Armed with the hair color formula from my trusted stylist back home, Todd, I was determined to find a trusted colorist here. I emailed Schwarzkopf, the professional hair-care products manufacturer, for a list of salons carrying their products. They promptly replied…in German. My friend translated it as saying, in essence, “Thanks for the inquiry. Do not respond to this automated message.” My friend also got a big laugh – here I was looking for blonde dyes from a company whose name means “dark hair.”

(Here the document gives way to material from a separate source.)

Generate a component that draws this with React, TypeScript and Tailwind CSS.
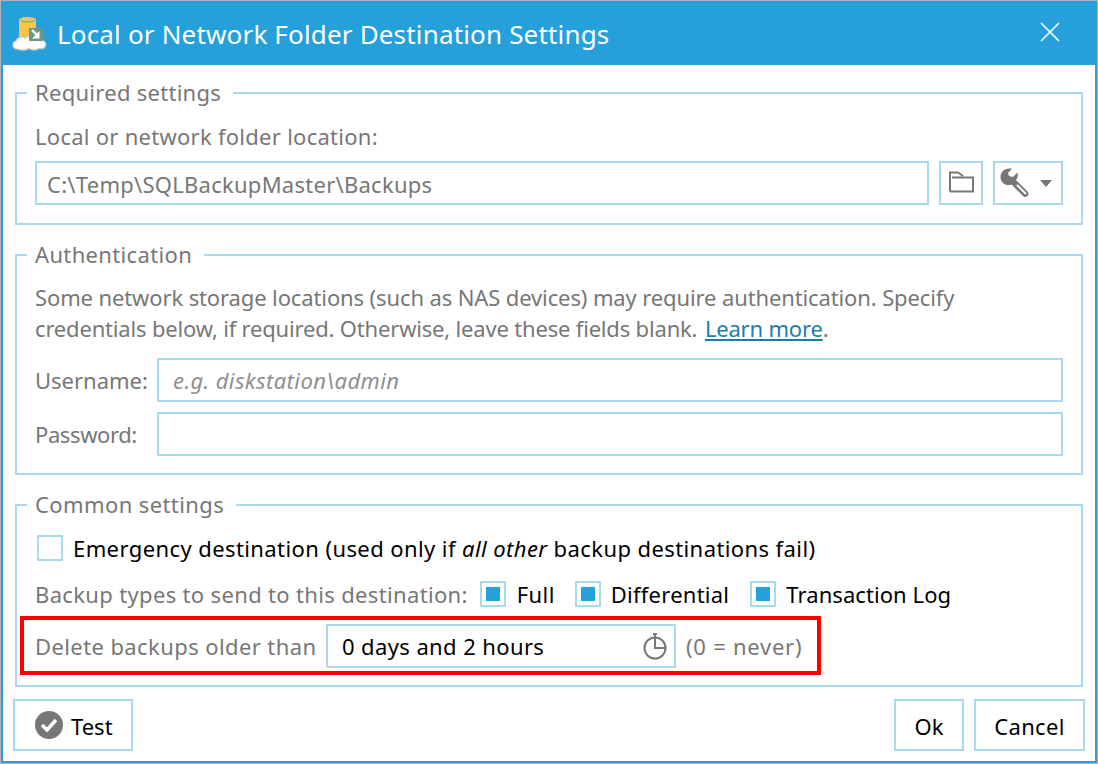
const font = { fontFamily: '"Noto Sans", "Open Sans", sans-serif' };

function Group({ title, legend, className, children }: { title: string; legend: string; className: string; children: React.ReactNode }) {
  return (
    <div className={`relative mx-3 border-2 border-[#a8d9ef] ${className}`}>
      {/* legend sits on top of the group border */}
      <span className={`absolute -top-[17px] left-[10px] bg-white pl-2 pr-3 text-[22px] leading-[30px] text-[#777777] ${legend}`}>
        {title}
      </span>
      {children}
    </div>
  );
}

function Check({ checked = false }: { checked?: boolean }) {
  return (
    <span className="flex h-[26px] w-[26px] shrink-0 items-center justify-center border-2 border-[#a8d9ef] bg-white">
      {checked && <span className="h-[14px] w-[14px] bg-[#26a0da]"></span>}
    </span>
  );
}

function AppIcon() {
  return (
    <svg width="36" height="36" viewBox="0 0 36 36">
      <path d="M7 5 C7 1 24 1 24 5 L24 24 L7 24 Z" fill="#fcc54a" />
      <path d="M8.5 5 C11 7.5 20 7.5 23 5" fill="none" stroke="#3f9bd5" strokeWidth="1" />
      <path
        d="M5 34 C0 34 -0.5 27 4 26 C5 22 10 21 13 23 C17 20 24 21 26 25 C31 24 35 27 33.5 31 C32.5 34 29 34 27 33.5 C24 35.5 20 35.5 17 33.5 C14 35.5 9 35.5 5 34 Z"
        fill="#ffffff"
        stroke="#c4c4c4"
        strokeWidth="1.2"
      />
      <rect x="17" y="13" width="14" height="13" fill="#6a9a86" />
      <path d="M20 15 L26 21" fill="none" stroke="#ffffff" strokeWidth="2.4" />
      <path d="M27.5 16 L27.5 23.5 L20 23.5 Z" fill="#ffffff" />
    </svg>
  );
}

export default function App() {
  return (
    <div className="h-[764px] w-[1098px] border border-[#b4b4b4] bg-[#26a0da]" style={font}>
      <div className="flex h-full flex-col border-2 border-[#26a0da] border-t-0 bg-white text-[22px] text-[#777777]">
        {/* Title bar */}
        <div className="flex h-[64px] shrink-0 items-center bg-[#26a0da] pl-[9px] pr-[34px] text-white">
          <AppIcon />
          <span className="ml-[9px] mt-[3px] text-[26px] tracking-[0.17px]">
            Local or Network Folder Destination Settings
          </span>
          <svg className="-mt-[2px] ml-auto" width="22" height="22" viewBox="0 0 22 22">
            <path d="M2 2 L20 20 M20 2 L2 20" stroke="#ffffff" strokeWidth="1.6" fill="none" />
          </svg>
        </div>

        {/* Required settings */}
        <Group title="Required settings" legend="tracking-[0.28px]" className="mt-[27px] h-[133px] shrink-0 px-[18px]">
          <div className="mt-[27px] leading-[30px] tracking-[0.27px]">Local or network folder location:</div>
          <div className="mt-[10px] flex gap-[10px]">
            <div className="flex h-[44px] w-[894px] items-center border-2 border-[#a8d9ef] pl-[10px] pt-[2px] tracking-[0.26px]">
              C:\Temp\SQLBackupMaster\Backups
            </div>
            <button className="flex h-[44px] w-[44px] items-center justify-center border-2 border-[#a8d9ef]">
              <svg width="26" height="24" viewBox="0 0 26 24">
                <path
                  d="M2 20.5 V1.5 H10 L15 5 M4 6.5 H25 V20.5 H2"
                  fill="none"
                  stroke="#777777"
                  strokeWidth="2"
                />
              </svg>
            </button>
            <button className="flex h-[44px] w-[70px] items-center border-2 border-[#a8d9ef] pl-[5px]">
              <svg width="30" height="30" viewBox="0 0 30 30">
                <path
                  d="M12 0.8 C6 -0.5 0.5 3 0.5 9 C0.5 15 6 18.5 11.5 16.5 L23 28 Q25 30 27.5 28 Q29.5 25.5 27.5 23.5 L16 12 C18 9 18 7 17.5 4.5 L13 9 L9 8 L8 5 Z"
                  fill="#777777"
                />
                <path d="M17 17 L26 26" stroke="#ffffff" strokeWidth="2" />
              </svg>
              <svg className="ml-[10px]" width="12" height="7" viewBox="0 0 12 7">
                <path d="M0 0 L12 0 L6 7 Z" fill="#777777" />
              </svg>
            </button>
          </div>
        </Group>

        {/* Authentication */}
        <Group title="Authentication" legend="tracking-[0.35px]" className="mt-[29px] h-[221px] shrink-0 px-[18px]">
          <div className="mt-[26px] whitespace-nowrap leading-[31px]">
            <div className="tracking-[-0.12px]">
              Some network storage locations (such as NAS devices) may require authentication. Specify
            </div>
            <div className="tracking-[-0.18px]">
              credentials below, if required. Otherwise, leave these fields blank.{" "}
              <span className="ml-[2px] text-[#1a7fa8] underline">Learn more</span>.
            </div>
          </div>
          <div className="mt-[14px] flex items-center">
            <span className="w-[122px]">Username:</span>
            <div className="flex h-[44px] w-[906px] items-center border-2 border-[#a8d9ef] pl-[14px] italic tracking-[0.4px] text-[#8f8f8f]">
              e.g. diskstation\admin
            </div>
          </div>
          <div className="mt-[10px] flex items-center">
            <span className="w-[122px] tracking-[-0.4px]">Password:</span>
            <div className="h-[44px] w-[906px] border-2 border-[#a8d9ef]"></div>
          </div>
        </Group>

        {/* Common settings */}
        <Group title="Common settings" legend="tracking-[0.4px]" className="mt-[29px] h-[183px] shrink-0">
          <div className="ml-[20px] mt-[27px] flex items-center gap-[10px] leading-[30px] text-black">
            <Check />
            <span className="tracking-[0.41px]">
              Emergency destination (used only if <i>all other</i> backup destinations fail)
            </span>
          </div>
          <div className="ml-[18px] mt-[16px] flex items-center leading-[30px]">
            <span className="tracking-[0.34px]">Backup types to send to this destination:</span>
            <span className="ml-[12px] flex items-center gap-[11px] tracking-[0.4px] text-black">
              <Check checked />
              Full
            </span>
            <span className="ml-[20px] flex items-center gap-[10px] tracking-[0.25px] text-black">
              <Check checked />
              Differential
            </span>
            <span className="ml-[21px] flex items-center gap-[10px] tracking-[0.07px] text-black">
              <Check checked />
              Transaction Log
            </span>
          </div>
          <div className="ml-[3px] mt-[7px] flex h-[59px] w-[801px] items-center border-4 border-[#ff0000] pl-[11px]">
            <span className="w-[291px] shrink-0 pt-[2px] tracking-[0.4px]">Delete backups older than</span>
            <div className="flex h-[44px] w-[350px] shrink-0 items-center justify-between border-2 border-[#a8d9ef] pl-[14px] pr-[7px] tracking-[0.39px] text-black">
              <span className="pt-[2px]">0 days and 2 hours</span>
              <svg width="24" height="28" viewBox="0 0 24 28">
                <circle cx="12" cy="16" r="10.5" fill="none" stroke="#777777" strokeWidth="2" />
                <path d="M12 2 L12 16 L22 16 M10 2 L14 2" fill="none" stroke="#777777" strokeWidth="2" />
              </svg>
            </div>
            <span className="ml-[10px] whitespace-nowrap pt-[2px] tracking-[0.75px]">(0 = never)</span>
          </div>
        </Group>

        {/* Footer buttons */}
        <div className="mt-[12px] flex px-[10px] text-black">
          <button className="flex h-[52px] w-[120px] items-center border-2 border-[#a8d9ef] pl-[20px]">
            <svg width="28" height="28" viewBox="0 0 28 28">
              <circle cx="14" cy="14" r="14" fill="#777777" />
              <path d="M7 14 L12 19 L21 9" fill="none" stroke="#ffffff" strokeWidth="3.5" />
            </svg>
            <span className="ml-[8px] pt-[2px]">Test</span>
          </button>
          <button className="ml-auto h-[52px] w-[70px] border-2 border-[#a8d9ef] pt-[2px]">Ok</button>
          <button className="ml-[10px] h-[52px] w-[111px] border-2 border-[#a8d9ef] pt-[2px] tracking-[0.3px]">
            Cancel
          </button>
        </div>
      </div>
    </div>
  );
}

After that dead end, I decided to canvas the island nation. I kept a copy of my hair dye numbers in my wallet at all times. Whenever I walked past a hair salon, I’d pop inside and ask about their hair dye products. After about a month I spotted a Chinese salon with the Schwarzkopf logo in the window. The receptionist didn’t speak a word of English, so she flashed me the universal hand signal to “please wait” – the extended index finger. A colorist with her sample books approached the desk. I handed her my formula and she flipped through her books. In broken English, she told me that my dye number is too high for Singaporean salons. The color volume in most salons goes up to 10, but my color goes to 11. She explained that it is illegal to import and use hues that go higher than 10. Because the dye manufacturer was the same, she was confident she could match the color. I booked an appointment. Who wouldn’t trust a Chinese colorist with pink hair?

From start to finish, the salon visit was incredible. When I returned the next day for my appointment, I was greeted by the same receptionist. Silently, she led me to an empty chair. Then she handed me a narrow mug with a lid on it. Hot tea to sip with a cover to keep hair clippings from falling in. Another young lady draped me in a black plastic cover, then pinned a towel around my neck and shoulders and handed me a stack of Hello and OK! gossip magazines. The colorist and an assistant wheeled over a cart of dyes and foils and got to work. The two of them worked silently as they painted my hair and folded it in foil. Sitting there with people attending to my comfort while two stylists efficiently processed my hair made me feel like one of the famous women from the glossy pages getting ready for a red carpet event.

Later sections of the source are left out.